### Supplied data
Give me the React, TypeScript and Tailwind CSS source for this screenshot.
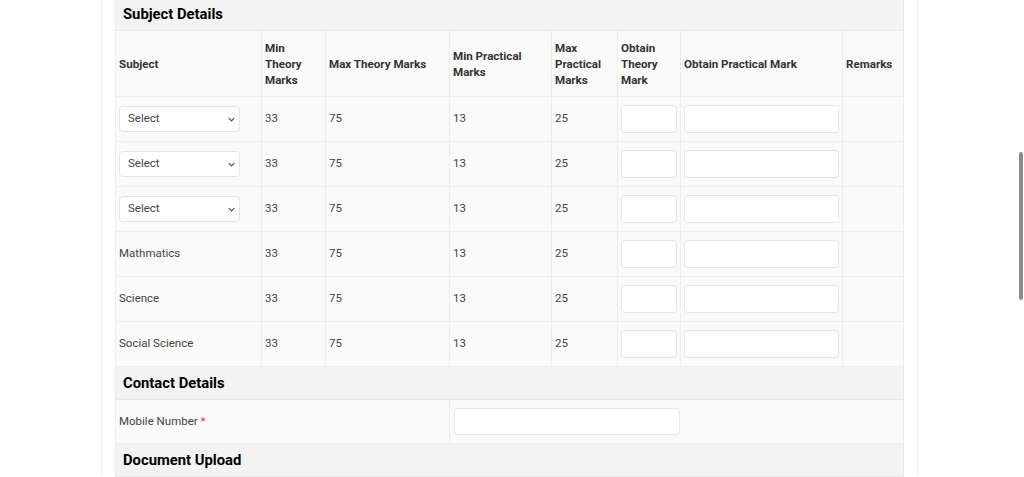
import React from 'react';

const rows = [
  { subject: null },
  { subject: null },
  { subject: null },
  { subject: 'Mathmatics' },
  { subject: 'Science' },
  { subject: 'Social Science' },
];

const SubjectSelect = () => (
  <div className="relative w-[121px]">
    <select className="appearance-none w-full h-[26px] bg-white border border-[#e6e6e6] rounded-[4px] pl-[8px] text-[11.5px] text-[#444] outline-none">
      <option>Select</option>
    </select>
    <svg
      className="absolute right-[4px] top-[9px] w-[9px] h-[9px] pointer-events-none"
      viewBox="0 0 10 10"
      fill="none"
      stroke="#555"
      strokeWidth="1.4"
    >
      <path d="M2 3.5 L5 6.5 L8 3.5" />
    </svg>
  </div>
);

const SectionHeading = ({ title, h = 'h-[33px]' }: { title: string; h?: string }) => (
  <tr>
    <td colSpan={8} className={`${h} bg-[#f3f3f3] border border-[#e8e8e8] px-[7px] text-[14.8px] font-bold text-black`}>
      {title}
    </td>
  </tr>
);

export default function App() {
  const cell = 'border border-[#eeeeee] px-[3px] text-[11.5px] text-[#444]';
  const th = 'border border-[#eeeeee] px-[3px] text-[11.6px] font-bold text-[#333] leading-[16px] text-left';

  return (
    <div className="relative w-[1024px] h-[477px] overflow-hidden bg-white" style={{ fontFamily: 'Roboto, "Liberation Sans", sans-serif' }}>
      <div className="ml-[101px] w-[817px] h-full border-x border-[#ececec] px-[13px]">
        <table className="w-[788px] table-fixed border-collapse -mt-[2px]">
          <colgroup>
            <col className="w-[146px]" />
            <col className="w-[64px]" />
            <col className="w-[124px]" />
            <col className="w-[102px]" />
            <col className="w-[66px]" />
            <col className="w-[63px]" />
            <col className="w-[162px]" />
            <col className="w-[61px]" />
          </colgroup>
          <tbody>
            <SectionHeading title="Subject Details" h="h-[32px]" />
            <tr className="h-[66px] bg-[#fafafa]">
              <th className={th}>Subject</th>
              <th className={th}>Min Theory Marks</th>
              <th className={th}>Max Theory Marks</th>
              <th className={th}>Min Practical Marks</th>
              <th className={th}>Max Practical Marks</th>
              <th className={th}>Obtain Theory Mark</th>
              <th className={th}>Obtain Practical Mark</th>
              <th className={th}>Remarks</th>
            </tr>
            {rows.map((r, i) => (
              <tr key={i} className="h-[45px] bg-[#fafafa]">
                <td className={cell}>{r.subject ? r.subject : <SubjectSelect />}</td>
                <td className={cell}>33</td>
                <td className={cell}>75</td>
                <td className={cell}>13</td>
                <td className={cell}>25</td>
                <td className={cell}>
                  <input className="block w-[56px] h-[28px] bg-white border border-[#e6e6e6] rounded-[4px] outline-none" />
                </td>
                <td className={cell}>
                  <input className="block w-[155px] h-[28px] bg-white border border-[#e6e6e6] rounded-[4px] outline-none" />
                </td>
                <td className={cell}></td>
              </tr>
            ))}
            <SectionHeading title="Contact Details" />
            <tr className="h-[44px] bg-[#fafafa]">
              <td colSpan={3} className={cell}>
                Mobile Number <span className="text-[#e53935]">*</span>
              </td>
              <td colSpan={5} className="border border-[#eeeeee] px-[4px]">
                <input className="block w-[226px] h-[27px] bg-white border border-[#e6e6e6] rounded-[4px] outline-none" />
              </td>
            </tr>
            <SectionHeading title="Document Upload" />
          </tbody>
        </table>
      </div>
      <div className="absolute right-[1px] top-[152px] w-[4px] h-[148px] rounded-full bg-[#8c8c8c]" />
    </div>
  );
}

### Stated exercise
Identify the lines that contain the string "React", and copy every one of them.

### Result for this task
Give me the React, TypeScript and Tailwind CSS source for this screenshot.
import React from 'react';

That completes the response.